At some point in life, we struggle to find our voice, our identity. And at times, especially when we’re young, we can try to adopt the persona of who we want to be. Maybe it was with Marilyn Manson T-shirts and blackened mascara eyes, over-sized Tommy Hilfiger jean or Rhino Wear, or Flock of Seagulls haircut. Or perhaps it was Boho chic, and maybe a long grunge or hipster phase.
Fortunately, we experience life, grow up, select, and refine our own tastes until they become our own.
In writing, art, and music, the same awkward phase exists. There’s a period of modeling your work after those you read and study. We imitate – we put on “their clothes.” Eventually developing a voice that is our own.
In this video on creative story telling, Ira Glass emphasizes the importance of ‘taste.’

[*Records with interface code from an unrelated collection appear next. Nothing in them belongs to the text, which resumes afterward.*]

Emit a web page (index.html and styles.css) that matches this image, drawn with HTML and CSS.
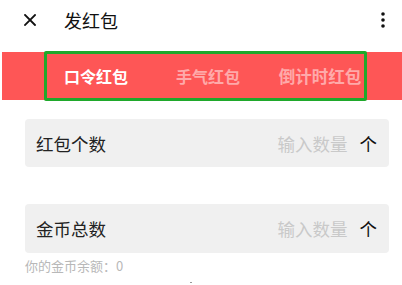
FILE: index.html
```html
<!DOCTYPE html>
<html lang="zh">
<head>
<meta charset="utf-8">
<link rel="stylesheet" href="styles.css">
</head>
<body>
<div class="page">
  <header class="topbar">
    <svg class="close" width="12" height="12" viewBox="0 0 12 12"><path d="M1 1 L11 11 M11 1 L1 11" stroke="#111" stroke-width="1.8" stroke-linecap="square"/></svg>
    <span class="title">发红包</span>
    <svg class="more" width="4" height="16" viewBox="0 0 4 16"><circle cx="2" cy="2" r="1.8" fill="#111"/><circle cx="2" cy="8" r="1.8" fill="#111"/><circle cx="2" cy="14" r="1.8" fill="#111"/></svg>
  </header>
  <nav class="tabbar">
    <div class="tabs">
      <span class="tab active">口令红包</span>
      <span class="tab">手气红包</span>
      <span class="tab">倒计时红包</span>
    </div>
    <div class="highlight"></div>
  </nav>
  <div class="field first">
    <span class="label">红包个数</span>
    <span class="placeholder">输入数量</span>
    <span class="unit">个</span>
  </div>
  <div class="field second">
    <span class="label">金币总数</span>
    <span class="placeholder">输入数量</span>
    <span class="unit">个</span>
  </div>
  <div class="hint">你的金币余额：0</div>
  <div class="dot"></div>
</div>
</body>
</html>
```
FILE: styles.css
```css
* { box-sizing: border-box; }
html, body { margin: 0; padding: 0; background: #fff; }
body { font-family: "Noto Sans CJK SC", "Noto Sans", sans-serif; width: 402px; height: 285px; overflow: hidden; }
.page { display: flex; flex-direction: column; }
.topbar { height: 40px; display: flex; align-items: center; padding: 0 17px 0 24px; }
.close { flex: none; }
.title { margin-left: 28px; font-size: 18px; color: #111; line-height: 20px; }
.more { margin-left: auto; }
.tabbar { position: relative; margin: 12px 0 0 2px; height: 48px; background: #fe5656; }
.tabs { display: grid; grid-template-columns: 112px 112px 112px; margin-left: 38px; height: 100%; align-items: center; }
.tab { text-align: center; font-size: 16px; font-weight: bold; color: rgba(255,255,255,0.5); line-height: 20px; }
.tab.active { color: #fff; }
.tab:last-child { font-size: 16.5px; }
.highlight { position: absolute; left: 42px; top: -1px; width: 323px; height: 50px; border: 3px solid #1fa82b; border-radius: 2px; }
.field { margin: 19px 13px 0 25px; height: 48px; background: #f0f0f0; border-radius: 4px; display: flex; align-items: center; padding: 0 12px 0 11px; }
.field.second { margin-top: 37px; height: 49px; }
.label { font-size: 17.5px; color: #222; }
.placeholder { margin-left: auto; font-size: 17.5px; color: #c9c9c9; }
.unit { margin-left: 12px; font-size: 17.5px; color: #111; }
.hint { margin: 5px 0 0 25px; font-size: 13px; line-height: 16px; color: #b8b8b8; }
.dot { margin: 8px 0 0 190px; width: 2px; height: 1px; background: #999; }
```
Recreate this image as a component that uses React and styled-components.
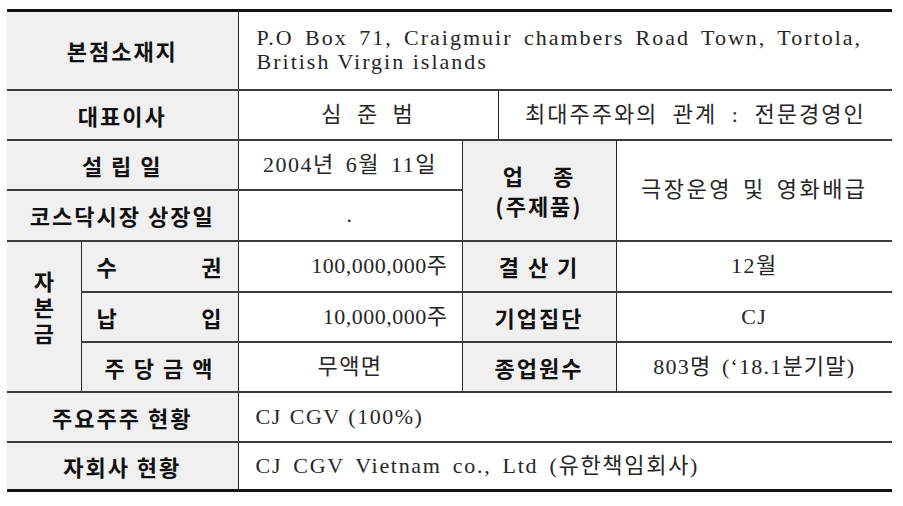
import React from 'react';
import styled, { createGlobalStyle } from 'styled-components';

const GlobalStyle = createGlobalStyle`
  html, body {
    margin: 0;
    background: #fff;
  }
`;

const Page = styled.div`
  padding: 9px 11px 0 7px;
`;

const Sheet = styled.table`
  width: 885px;
  table-layout: fixed;
  border-collapse: collapse;
  border-top: 3px solid #111;
  border-bottom: 3px solid #111;
`;

const Row = styled.tr`
  height: ${props => props.$height || 50}px;
`;

const cell = `
  border-top: 2px solid #3c3c3c;
  border-left: 1px solid #2a2a2a;
  padding: 0;
  vertical-align: middle;
`;

const Label = styled.th`
  ${cell}
  ${props => props.$edge && 'border-left: none;'}
  background: #f0f0f0;
  color: #111;
  font-family: "Noto Sans CJK KR", "Noto Sans", sans-serif;
  font-weight: 700;
  font-size: 22px;
  letter-spacing: 2px;
  line-height: ${props => props.$lines || 28}px;
  text-align: center;
  white-space: nowrap;
`;

const Stack = styled.div`
  display: flex;
  flex-direction: column;
  align-items: center;
  line-height: 26px;
  padding-bottom: 20px;
  letter-spacing: 0;
`;

const Spread = styled.div`
  display: flex;
  justify-content: space-between;
  padding: 0 16px 0 15px;
  letter-spacing: 0;
`;

const Value = styled.td`
  ${cell}
  color: #262626;
  font-family: "Liberation Serif", "Noto Sans CJK KR", serif;
  font-weight: 400;
  font-size: 22px;
  letter-spacing: ${props => props.$spacing ?? 1.5}px;
  word-spacing: ${props => props.$words ?? 4}px;
  line-height: 24px;
  text-align: ${props => props.$align || 'center'};
  padding: ${props => props.$pad || '0'};
  white-space: nowrap;
`;

const JustifiedLine = styled.div`
  text-align: justify;
  text-align-last: justify;
`;

const PlainLine = styled.div`
  text-align: left;
`;

const Gap = styled.span`
  display: inline-block;
  width: ${props => props.$w}px;
`;

export default function App() {
  return (
    <Page>
      <GlobalStyle />
      <Sheet>
        <colgroup>
          <col style={{ width: 74 }} />
          <col style={{ width: 157 }} />
          <col style={{ width: 224 }} />
          <col style={{ width: 36 }} />
          <col style={{ width: 118 }} />
          <col style={{ width: 276 }} />
        </colgroup>
        <tbody>
          <Row $height={79}>
            <Label colSpan={2} $edge>본점소재지</Label>
            <Value colSpan={4} $spacing={2} $words={0} $pad="0 30px 0 18px">
              <JustifiedLine>P.O Box 71, Craigmuir chambers Road Town, Tortola,</JustifiedLine>
              <PlainLine>British Virgin islands</PlainLine>
            </Value>
          </Row>
          <Row>
            <Label colSpan={2} $edge>대표이사</Label>
            <Value colSpan={2} $spacing={2} $words={6}>심 준 범</Value>
            <Value colSpan={2} $spacing={2} $words={7}>최대주주와의 관계 : 전문경영인</Value>
          </Row>
          <Row>
            <Label colSpan={2} $edge>설 립 일</Label>
            <Value>2004년 6월 11일</Value>
            <Label colSpan={2} rowSpan={2} $lines={30}>
              업<Gap $w={28} />종<br />(주제품)
            </Label>
            <Value rowSpan={2} $spacing={2.5} $words={3}>극장운영 및 영화배급</Value>
          </Row>
          <Row $height={51}>
            <Label colSpan={2} $edge>코스닥시장 상장일</Label>
            <Value>.</Value>
          </Row>
          <Row $height={51}>
            <Label rowSpan={3} $edge>
              <Stack>
                <span>자</span>
                <span>본</span>
                <span>금</span>
              </Stack>
            </Label>
            <Label>
              <Spread><span>수</span><span>권</span></Spread>
            </Label>
            <Value $align="right" $spacing={0.5} $pad="0 14px 0 0">100,000,000주</Value>
            <Label colSpan={2}>결 산 기</Label>
            <Value>12월</Value>
          </Row>
          <Row>
            <Label>
              <Spread><span>납</span><span>입</span></Spread>
            </Label>
            <Value $align="right" $spacing={0.5} $pad="0 14px 0 0">10,000,000주</Value>
            <Label colSpan={2}>기업집단</Label>
            <Value>CJ</Value>
          </Row>
          <Row>
            <Label>주 당 금 액</Label>
            <Value>무액면</Value>
            <Label colSpan={2}>종업원수</Label>
            <Value $spacing={1.2}>803명 (‘18.1분기말)</Value>
          </Row>
          <Row>
            <Label colSpan={2} $edge>주요주주 현황</Label>
            <Value colSpan={4} $align="left" $words={1} $pad="0 0 0 17px">CJ CGV (100%)</Value>
          </Row>
          <Row $height={49}>
            <Label colSpan={2} $edge>자회사 현황</Label>
            <Value colSpan={4} $align="left" $spacing={1.7} $pad="0 0 0 17px">CJ CGV Vietnam co., Ltd (유한책임회사)</Value>
          </Row>
        </tbody>
      </Sheet>
    </Page>
  );
}
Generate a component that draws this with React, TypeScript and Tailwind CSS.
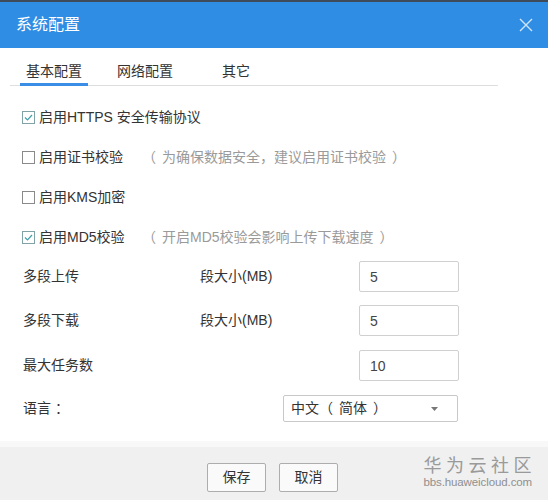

Glass notes that work that one produces really is not that good. In fact, in another video, he notes that “anything you put on tape, from the moment you put it on tape, is going to be crap” – and because of your taste, you know that it’s going to be a disappointment. But by producing a large volume of work, you will close the gap between your work and your tastes. In an earlier installment from the same series, Glass says that “if you’re not failing all the time, you are not creating a situation where you can get super lucky.” Most people, however, see their failure and quit right away. But Glass cautions against this.
Speaking of stories, Glass’s advice reminded me of Luke 13, the Parable of the Barren Fig Tree. Jesus tells his disciples about a landowner who comes across a tree that hasn’t borne fruit, and commands that it be cut down. The gardener pleads with the owner, however, to leave it for just one year more to be cultivated, lest impatience destroy the potential for good fruit.
It seems the host of “This American Life” would advise us to be merciless in separating good fruit from dead branches and to “fight our way through.” Only then will “the work you are making [eventually] be as good as your ambitions.”
There’s something to this. But Glass’s reflection left me wondering about the place that the support of God or others can have in this process. In other words, what if the journey is the point, not just the result? The ‘taste’ that Glass describes may actually be the seed from which God will bring forth fruit.
“Fighting our way through disappointment” can be either consoling or greuling. We all want to see development and growth in our work. It can also lead to obsessive workaholism, self-rejection, and unreasonable expectations. Just like a farmer who over-waters, over-trims, and overworks a tree in order to produce more fruit for sale may actually suffocate it unto a barren state – or, just as bad, bear rotten or unripened fruit.
We consistently work to bear fruit, but the question is: “Who is the fruit for?” Implicit in Glass’s video and Luke 13 is that that one’s tastes and desire to produce fruit are most relevant when they are for the sake of the other. They must be born from some deep love, and our work can bear the seeds of someone else’s work as well.